Research published by the Pensions Policy Institute, building on previous analysis by Insight Investment, shows that the change results in a significant loss of value to individuals over time.

The government is consulting on changing the RPI to CPIH between 2025 and 2030, as it feels CPIH is a more accurate inflation measure.

However RPI rises by around 0.75% a year more than CPIH. According to Insight Investment, the compounding effect of this difference over time would mean someone buying an RPI-linked annuity at age 65 would see their aggregate lifetime payments reduced by between 10% and 15%. The PPI has estimated the impact on DB schemes at as much as £80 billion.

According to the PPI's research, a 65 year old pensioner in 2020 could receive up to 21% less per year in a DB pension by the age of 90.

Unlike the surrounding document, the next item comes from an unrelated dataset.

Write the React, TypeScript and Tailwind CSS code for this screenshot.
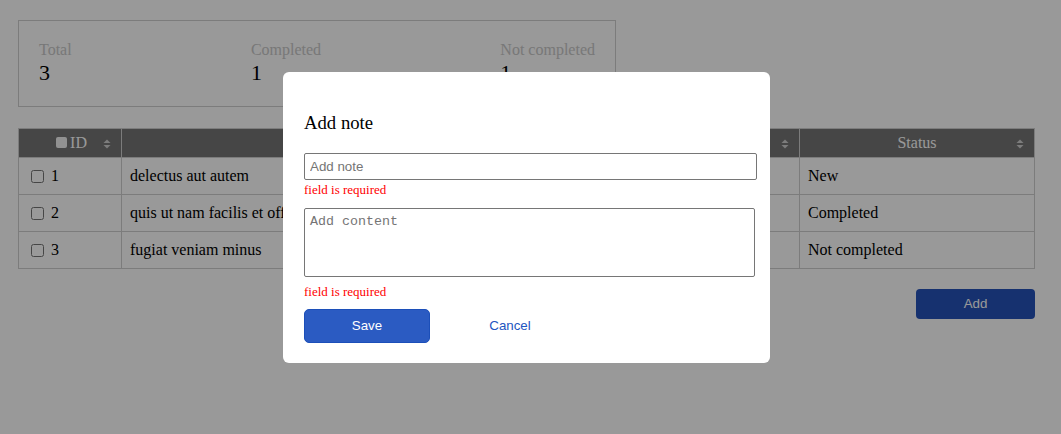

By a 65 year old (in 2020) man’s average life expectancy of 86, yearly average DB income under RPI uprating would be around £6,300pa. This could drop by 17% to £5,200pa if the change took place from 2025, or by 12% to £5,500pa, if the change took place in 2030.

By a 65 year old woman’s average life expectancy of 88, yearly average DB income under RPI uprating would be around £6,200pa. This could drop by 19% to £5,000pa if the change took place from 2025, or by 14% to £5,300pa, if the change took place in 2030.

The PPI recommends that the government continues to calculate and publish a ‘legacy’ RPI for existing contracts, such that anyone receiving contractual benefits today could continue to enjoy the current calculation methodology.

Tom McPhail, head of policy at Hargreaves Lansdown, commented: "Anyone who has joined a pension scheme or bought an annuity expecting to receive RPI-linked increases to their income, should continue to receive those benefits in line with the contract they bought into.

"Arguing that they’ll still receive an RPI-linked benefit but then changing the definition of what RPI means, is a bit of Alice in Wonderland logic; it looks like it could be an April Fool but for anyone facing the prospect of losing up to 21% of the value of their pension, this is no laughing matter."